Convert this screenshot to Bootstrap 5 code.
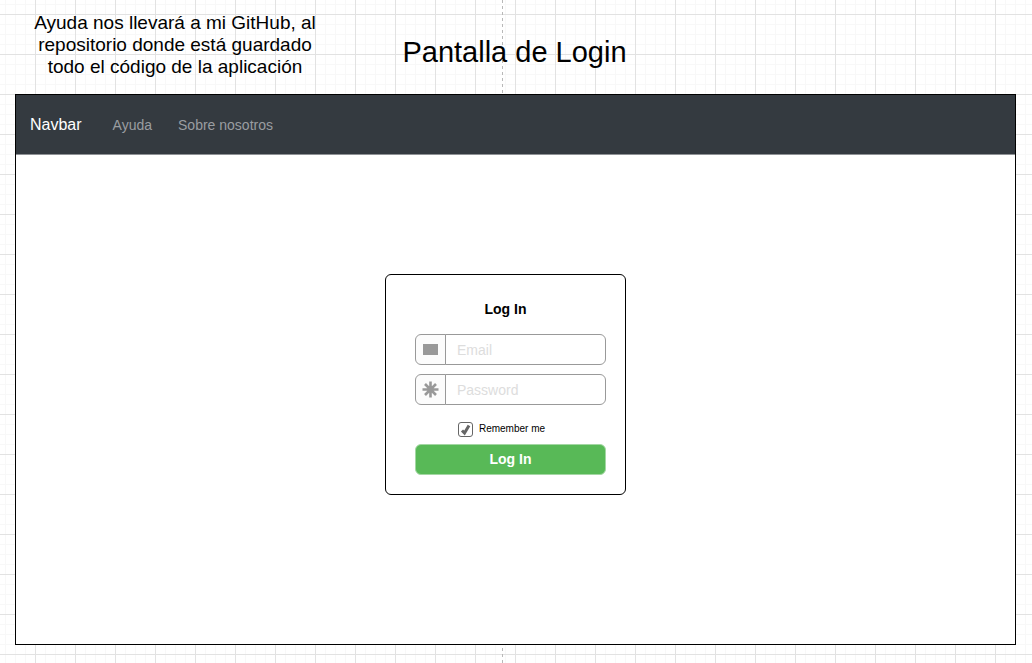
<!DOCTYPE html>
<html lang="es">
<head>
<meta charset="utf-8">
<meta name="viewport" content="width=device-width, initial-scale=1">
<title>Pantalla de Login</title>
<link href="https://cdn.jsdelivr.net/npm/bootstrap@5.3.0/dist/css/bootstrap.min.css" rel="stylesheet">
<style>
  body {
    font-family: "Liberation Sans", Arial, sans-serif;
    font-size: 14px;
    line-height: 20px;
    color: #000;
    background-color: #fff;
    /* page divider, then major grid lines, then minor grid lines */
    background-image:
      repeating-linear-gradient(to bottom, #b8b8b8 0 3px, #fff 3px 6px),
      linear-gradient(to right, #e2e2e2 1px, transparent 1px),
      linear-gradient(to bottom, #e2e2e2 1px, transparent 1px),
      linear-gradient(to right, #f8f8f8 1px, transparent 1px),
      linear-gradient(to bottom, #f8f8f8 1px, transparent 1px);
    background-size: 1px 100%, 40px 40px, 40px 40px, 10px 10px, 10px 10px;
    background-position: 502px 0, 35px 14px, 35px 14px, 5px 4px, 5px 4px;
    background-repeat: no-repeat, repeat, repeat, repeat, repeat;
  }
  .sheet { padding: 0 16px 18px 15px; }
  .heading-row {
    display: grid;
    grid-template-columns: 320px 1fr 322px;
    height: 94px;
    padding-top: 12px;
  }
  .note { font-size: 19px; line-height: 22px; padding: 0 16px; }
  .screen-title { font-size: 29px; line-height: 32px; padding-top: 24px; }
  .screen { border: 1px solid #000; background: #fff; flex: 1; }
  .top-nav {
    height: 60px;
    padding: 0 14px;
    background: #343a40;
    border-bottom: 1px solid #8f9296;
  }
  .top-nav .navbar-brand { font-size: 16px; margin-right: 31px; padding: 0; color: #fff; }
  .top-nav .navbar-nav .nav-link { font-size: 14px; padding: 0; color: #9a9da0; }
  .top-nav .navbar-nav { gap: 26px; }
  .login-area { padding: 119px 20px 20px 0; }
  .login-card { width: 241px; border: 1px solid #000; border-radius: 6px; padding-bottom: 19px; }
  .login-title { font-size: 14px; font-weight: 700; line-height: 20px; margin: 24px 0 15px; }
  .login-form { padding: 0 19px 0 29px; }
  .field { margin-bottom: 9px; height: 31px; }
  .field .input-group-text {
    width: 31px;
    padding: 0;
    justify-content: center;
    color: #999;
    background: #fcfcfc;
    border-color: #999;
    border-radius: 6px 0 0 6px;
  }
  .field .form-control {
    padding: 1px 11px 0;
    font-size: 14px;
    color: #000;
    background: #fff;
    border-color: #999;
    border-radius: 0 6px 6px 0;
  }
  .field .form-control::placeholder { color: #ddd; }
  .remember { height: 30px; padding-right: 18px; gap: 6px; font-size: 10px; }
  .remember .form-check-input {
    width: 15px;
    height: 15px;
    border: 1px solid #666;
    border-radius: 3px;
  }
  .remember .form-check-input:checked {
    background-color: #fff;
    background-image: url("data:image/svg+xml,%3Csvg xmlns='http://www.w3.org/2000/svg' viewBox='0 0 13 13'%3E%3Cpath d='M3 7.500L5.500 10L10 2.500' fill='none' stroke='%23666' stroke-width='3'/%3E%3C/svg%3E");
  }
  .btn-login {
    height: 31px;
    padding: 0;
    font-size: 14px;
    font-weight: 700;
    color: #fff;
    background: #58b957;
    border: 1px solid #a3d7a3;
    border-radius: 6px;
  }
</style>
</head>
<body>
<div class="sheet d-flex flex-column min-vh-100">
  <header class="heading-row text-center">
    <p class="note m-0">Ayuda nos llevará a mi GitHub, al repositorio donde está guardado todo el código de la aplicación</p>
    <h1 class="screen-title fw-normal m-0 text-nowrap">Pantalla de Login</h1>
  </header>
  <main class="screen">
    <nav class="top-nav navbar navbar-expand justify-content-start">
      <a class="navbar-brand" href="#">Navbar</a>
      <ul class="navbar-nav">
        <li class="nav-item"><a class="nav-link" href="#">Ayuda</a></li>
        <li class="nav-item"><a class="nav-link" href="#">Sobre nosotros</a></li>
      </ul>
    </nav>
    <section class="login-area d-flex justify-content-center">
      <div class="login-card">
        <h2 class="login-title text-center">Log In</h2>
        <form class="login-form">
          <div class="field input-group flex-nowrap">
            <label class="input-group-text" for="email" aria-label="Email">
              <svg width="15" height="11" aria-hidden="true"><rect width="15" height="11" fill="currentColor"/></svg>
            </label>
            <input class="form-control" id="email" type="email" placeholder="Email">
          </div>
          <div class="field input-group flex-nowrap">
            <label class="input-group-text" for="password" aria-label="Password">
              <svg width="17" height="17" viewBox="0 0 17 17" fill="none" stroke="currentColor" stroke-width="2.6" aria-hidden="true"><path d="M8.500 .5V16.500M.5 8.500H16.500M3 3L14 14M14 3L3 14"/></svg>
            </label>
            <input class="form-control" id="password" type="password" placeholder="Password">
          </div>
          <div class="remember d-flex align-items-center justify-content-center">
            <input class="form-check-input m-0" id="remember" type="checkbox" checked>
            <label for="remember">Remember me</label>
          </div>
          <button class="btn btn-login w-100 d-block" type="submit">Log In</button>
        </form>
      </div>
    </section>
  </main>
</div>
<script src="https://cdn.jsdelivr.net/npm/bootstrap@5.3.0/dist/js/bootstrap.bundle.min.js"></script>
</body>
</html>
========
--- Problem description ---
All of the data above should be quoted exactly, except for the pictures.

--- In response ---
Convert this screenshot to Bootstrap 5 code.
<!DOCTYPE html>
<html lang="es">
<head>
<meta charset="utf-8">
<meta name="viewport" content="width=device-width, initial-scale=1">
<title>Pantalla de Login</title>
<link href="https://cdn.jsdelivr.net/npm/bootstrap@5.3.0/dist/css/bootstrap.min.css" rel="stylesheet">
<style>
  body {
    font-family: "Liberation Sans", Arial, sans-serif;
    font-size: 14px;
    line-height: 20px;
    color: #000;
    background-color: #fff;
    /* page divider, then major grid lines, then minor grid lines */
    background-image:
      repeating-linear-gradient(to bottom, #b8b8b8 0 3px, #fff 3px 6px),
      linear-gradient(to right, #e2e2e2 1px, transparent 1px),
      linear-gradient(to bottom, #e2e2e2 1px, transparent 1px),
      linear-gradient(to right, #f8f8f8 1px, transparent 1px),
      linear-gradient(to bottom, #f8f8f8 1px, transparent 1px);
    background-size: 1px 100%, 40px 40px, 40px 40px, 10px 10px, 10px 10px;
    background-position: 502px 0, 35px 14px, 35px 14px, 5px 4px, 5px 4px;
    background-repeat: no-repeat, repeat, repeat, repeat, repeat;
  }
  .sheet { padding: 0 16px 18px 15px; }
  .heading-row {
    display: grid;
    grid-template-columns: 320px 1fr 322px;
    height: 94px;
    padding-top: 12px;
  }
  .note { font-size: 19px; line-height: 22px; padding: 0 16px; }
  .screen-title { font-size: 29px; line-height: 32px; padding-top: 24px; }
  .screen { border: 1px solid #000; background: #fff; flex: 1; }
  .top-nav {
    height: 60px;
    padding: 0 14px;
    background: #343a40;
    border-bottom: 1px solid #8f9296;
  }
  .top-nav .navbar-brand { font-size: 16px; margin-right: 31px; padding: 0; color: #fff; }
  .top-nav .navbar-nav .nav-link { font-size: 14px; padding: 0; color: #9a9da0; }
  .top-nav .navbar-nav { gap: 26px; }
  .login-area { padding: 119px 20px 20px 0; }
  .login-card { width: 241px; border: 1px solid #000; border-radius: 6px; padding-bottom: 19px; }
  .login-title { font-size: 14px; font-weight: 700; line-height: 20px; margin: 24px 0 15px; }
  .login-form { padding: 0 19px 0 29px; }
  .field { margin-bottom: 9px; height: 31px; }
  .field .input-group-text {
    width: 31px;
    padding: 0;
    justify-content: center;
    color: #999;
    background: #fcfcfc;
    border-color: #999;
    border-radius: 6px 0 0 6px;
  }
  .field .form-control {
    padding: 1px 11px 0;
    font-size: 14px;
    color: #000;
    background: #fff;
    border-color: #999;
    border-radius: 0 6px 6px 0;
  }
  .field .form-control::placeholder { color: #ddd; }
  .remember { height: 30px; padding-right: 18px; gap: 6px; font-size: 10px; }
  .remember .form-check-input {
    width: 15px;
    height: 15px;
    border: 1px solid #666;
    border-radius: 3px;
  }
  .remember .form-check-input:checked {
    background-color: #fff;
    background-image: url("data:image/svg+xml,%3Csvg xmlns='http://www.w3.org/2000/svg' viewBox='0 0 13 13'%3E%3Cpath d='M3 7.500L5.500 10L10 2.500' fill='none' stroke='%23666' stroke-width='3'/%3E%3C/svg%3E");
  }
  .btn-login {
    height: 31px;
    padding: 0;
    font-size: 14px;
    font-weight: 700;
    color: #fff;
    background: #58b957;
    border: 1px solid #a3d7a3;
    border-radius: 6px;
  }
</style>
</head>
<body>
<div class="sheet d-flex flex-column min-vh-100">
  <header class="heading-row text-center">
    <p class="note m-0">Ayuda nos llevará a mi GitHub, al repositorio donde está guardado todo el código de la aplicación</p>
    <h1 class="screen-title fw-normal m-0 text-nowrap">Pantalla de Login</h1>
  </header>
  <main class="screen">
    <nav class="top-nav navbar navbar-expand justify-content-start">
      <a class="navbar-brand" href="#">Navbar</a>
      <ul class="navbar-nav">
        <li class="nav-item"><a class="nav-link" href="#">Ayuda</a></li>
        <li class="nav-item"><a class="nav-link" href="#">Sobre nosotros</a></li>
      </ul>
    </nav>
    <section class="login-area d-flex justify-content-center">
      <div class="login-card">
        <h2 class="login-title text-center">Log In</h2>
        <form class="login-form">
          <div class="field input-group flex-nowrap">
            <label class="input-group-text" for="email" aria-label="Email">
              <svg width="15" height="11" aria-hidden="true"><rect width="15" height="11" fill="currentColor"/></svg>
            </label>
            <input class="form-control" id="email" type="email" placeholder="Email">
          </div>
          <div class="field input-group flex-nowrap">
            <label class="input-group-text" for="password" aria-label="Password">
              <svg width="17" height="17" viewBox="0 0 17 17" fill="none" stroke="currentColor" stroke-width="2.6" aria-hidden="true"><path d="M8.500 .5V16.500M.5 8.500H16.500M3 3L14 14M14 3L3 14"/></svg>
            </label>
            <input class="form-control" id="password" type="password" placeholder="Password">
          </div>
          <div class="remember d-flex align-items-center justify-content-center">
            <input class="form-check-input m-0" id="remember" type="checkbox" checked>
            <label for="remember">Remember me</label>
          </div>
          <button class="btn btn-login w-100 d-block" type="submit">Log In</button>
        </form>
      </div>
    </section>
  </main>
</div>
<script src="https://cdn.jsdelivr.net/npm/bootstrap@5.3.0/dist/js/bootstrap.bundle.min.js"></script>
</body>
</html>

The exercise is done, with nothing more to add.